Dali made his human cabinet a nude woman, a common subject of male-dominated 1930s surrealism. Haden is an equal-opportunity carpenter, offering three female and three male sculptures. A roll of condoms is partly stuffed into the top drawer of one of the men, but sex is not the only urge illustrated here. The belly of a male cabinet holds a glass and a bottle of whiskey, while a female one is stuffed with plastic cupcakes, doughnuts and fruit. People may keep such appetites hidden, but Haden’s characters can be pulled open to show exactly what yearnings lurk within them.

Amelie Haden: Laying Bare Through May 3 at Honfleur Gallery, 1241 Marion Barry Ave. SE. 202-631-6291.

Most of the stuff Abed Elmajid Shalabi represents in sculpture comes from the near-universal culture of cars and trucks. But the Richmond-based Palestinian Israeli artist transfigures everyday things by reducing them to fragments and rendering them in unexpected materials. The centerpiece of his Hamiltonian Artists show is a cast model of part of a truck bed made primarily of fiberglass-reinforced concrete. The form of the bed is familiar, but it’s made of a substance over which a truck might drive, thus melding a vehicle with its environment.

The title of the show, “When Tomorrow Arrives We Will Love Life,” is taken from a poem by Palestinian writer Mahmoud Darwish. Lines from Darwish’s verse may be featured in the text pieces Shalabi makes on metal highway signs coated with a reflective surface. It’s hard to tell, since the artist piles the words on top of each other so some can be read, yet the overall meaning is indecipherable.

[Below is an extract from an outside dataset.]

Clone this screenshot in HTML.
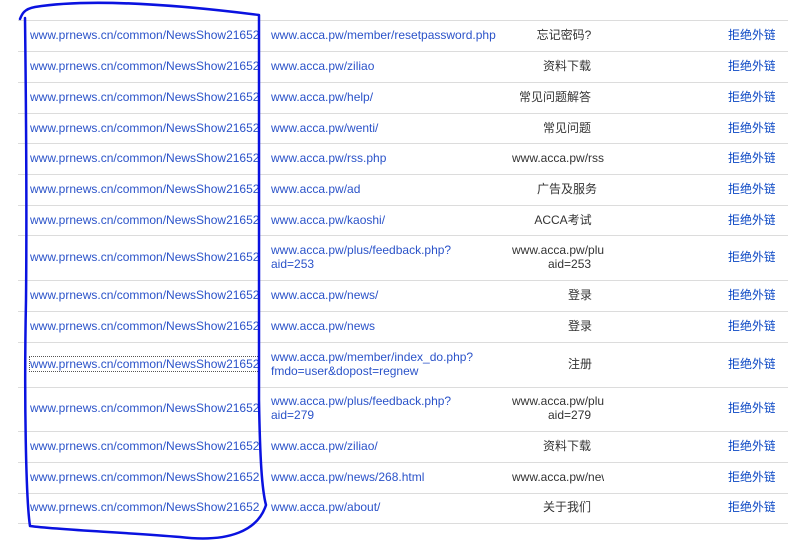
<!DOCTYPE html>
<html><head><meta charset="utf-8"><style>
body{margin:0;width:808px;height:543px;background:#fff;position:relative;overflow:hidden;font-family:"Liberation Sans","Noto Sans CJK SC",sans-serif;font-size:12px}
.l{position:absolute;left:18px;width:770px;height:1px;background:#dcdcdc}
.t{position:absolute;white-space:nowrap;line-height:14px}
.a{color:#2b53c9}
.k{color:#333}
.c3{position:absolute;left:512px;width:92px;overflow:hidden;text-align:center;color:#333;line-height:14px}
.c4{position:absolute;left:728px;width:47px;overflow:hidden;white-space:nowrap;color:#0b47c4;font-size:12px;line-height:14px}
</style></head><body>
<div class="l" style="top:20px"></div><div class="l" style="top:51px"></div><div class="l" style="top:82px"></div><div class="l" style="top:113px"></div><div class="l" style="top:143px"></div><div class="l" style="top:174px"></div><div class="l" style="top:205px"></div><div class="l" style="top:235px"></div><div class="l" style="top:280px"></div><div class="l" style="top:311px"></div><div class="l" style="top:342px"></div><div class="l" style="top:387px"></div><div class="l" style="top:431px"></div><div class="l" style="top:462px"></div><div class="l" style="top:493px"></div><div class="l" style="top:523px"></div>

<div class="t a" style="left:30px;top:28px">www.prnews.cn/common/NewsShow21652</div>
<div class="t a" style="left:30px;top:59px">www.prnews.cn/common/NewsShow21652</div>
<div class="t a" style="left:30px;top:90px">www.prnews.cn/common/NewsShow21652</div>
<div class="t a" style="left:30px;top:121px">www.prnews.cn/common/NewsShow21652</div>
<div class="t a" style="left:30px;top:151px">www.prnews.cn/common/NewsShow21652</div>
<div class="t a" style="left:30px;top:182px">www.prnews.cn/common/NewsShow21652</div>
<div class="t a" style="left:30px;top:213px">www.prnews.cn/common/NewsShow21652</div>
<div class="t a" style="left:30px;top:250px">www.prnews.cn/common/NewsShow21652</div>
<div class="t a" style="left:30px;top:288px">www.prnews.cn/common/NewsShow21652</div>
<div class="t a" style="left:30px;top:319px">www.prnews.cn/common/NewsShow21652</div>
<div class="t a" style="left:30px;top:357px;outline:1px dotted #555">www.prnews.cn/common/NewsShow21652</div>
<div class="t a" style="left:30px;top:401px">www.prnews.cn/common/NewsShow21652</div>
<div class="t a" style="left:30px;top:439px">www.prnews.cn/common/NewsShow21652</div>
<div class="t a" style="left:30px;top:470px">www.prnews.cn/common/NewsShow21652</div>
<div class="t a" style="left:30px;top:500px">www.prnews.cn/common/NewsShow21652</div>

<div class="t a" style="left:271px;top:28px">www.acca.pw/member/resetpassword.php</div>
<div class="t a" style="left:271px;top:59px">www.acca.pw/ziliao</div>
<div class="t a" style="left:271px;top:90px">www.acca.pw/help/</div>
<div class="t a" style="left:271px;top:121px">www.acca.pw/wenti/</div>
<div class="t a" style="left:271px;top:151px">www.acca.pw/rss.php</div>
<div class="t a" style="left:271px;top:182px">www.acca.pw/ad</div>
<div class="t a" style="left:271px;top:213px">www.acca.pw/kaoshi/</div>
<div class="t a" style="left:271px;top:243px">www.acca.pw/plus/feedback.php?<br>aid=253</div>
<div class="t a" style="left:271px;top:288px">www.acca.pw/news/</div>
<div class="t a" style="left:271px;top:319px">www.acca.pw/news</div>
<div class="t a" style="left:271px;top:350px">www.acca.pw/member/index_do.php?<br>fmdo=user&amp;dopost=regnew</div>
<div class="t a" style="left:271px;top:394px">www.acca.pw/plus/feedback.php?<br>aid=279</div>
<div class="t a" style="left:271px;top:439px">www.acca.pw/ziliao/</div>
<div class="t a" style="left:271px;top:470px">www.acca.pw/news/268.html</div>
<div class="t a" style="left:271px;top:500px">www.acca.pw/about/</div>

<div class="c3" style="top:28px;left:518px">忘记密码?</div>
<div class="c3" style="top:59px;left:521px">资料下载</div>
<div class="c3" style="top:90px;left:509px">常见问题解答</div>
<div class="c3" style="top:121px;left:521px">常见问题</div>
<div class="c3" style="top:151px;text-align:left">www.acca.pw/rss</div>
<div class="c3" style="top:182px;left:521px">广告及服务</div>
<div class="c3" style="top:213px;left:517px">ACCA考试</div>
<div class="c3" style="top:243px;white-space:nowrap;text-align:left">www.acca.pw/plu<br><span style="margin-left:36px">aid=253</span></div>
<div class="c3" style="top:288px;left:534px">登录</div>
<div class="c3" style="top:319px;left:534px">登录</div>
<div class="c3" style="top:357px;left:534px">注册</div>
<div class="c3" style="top:394px;white-space:nowrap;text-align:left">www.acca.pw/plu<br><span style="margin-left:36px">aid=279</span></div>
<div class="c3" style="top:439px;left:521px">资料下载</div>
<div class="c3" style="top:470px;white-space:nowrap;text-align:left">www.acca.pw/news</div>
<div class="c3" style="top:500px;left:521px">关于我们</div>

<div class="c4" style="top:28px">拒绝外链</div>
<div class="c4" style="top:59px">拒绝外链</div>
<div class="c4" style="top:90px">拒绝外链</div>
<div class="c4" style="top:121px">拒绝外链</div>
<div class="c4" style="top:151px">拒绝外链</div>
<div class="c4" style="top:182px">拒绝外链</div>
<div class="c4" style="top:213px">拒绝外链</div>
<div class="c4" style="top:250px">拒绝外链</div>
<div class="c4" style="top:288px">拒绝外链</div>
<div class="c4" style="top:319px">拒绝外链</div>
<div class="c4" style="top:357px">拒绝外链</div>
<div class="c4" style="top:401px">拒绝外链</div>
<div class="c4" style="top:439px">拒绝外链</div>
<div class="c4" style="top:470px">拒绝外链</div>
<div class="c4" style="top:500px">拒绝外链</div>

<svg style="position:absolute;left:0;top:0" width="808" height="543"><path d="M20 19 C22 14 24 9 35 7 C90 -2 180 5 259 15 C260 120 258 300 259 400 C260 460 262 490 266 505 C258 530 230 543 180 537 C120 532 60 530 30 526 C26 500 24 400 26 300 C27 200 26 100 25 18" fill="none" stroke="#0a12e0" stroke-width="2.5" stroke-linejoin="round" stroke-linecap="round"/></svg>
</body></html>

Such ambiguity is typical of the sculptor’s work, which alienates items from their ordinary uses. A gasoline-pump nozzle is simulated in glazed ceramic and affixed to a wall. Two essentially identical yellow bucket seats, which look to be plastic but are also ceramic, appear unequal because they’re placed on found pedestals of different sizes. The objects Shalabi scatters around the gallery are recognizable, but they serve as signposts to an unknown journey.

Abed Elmajid Shalabi: When Tomorrow Arrives We Will Love Life Through May 4 at Hamiltonian Artists, 1353 U St. NW. 202-332-1116.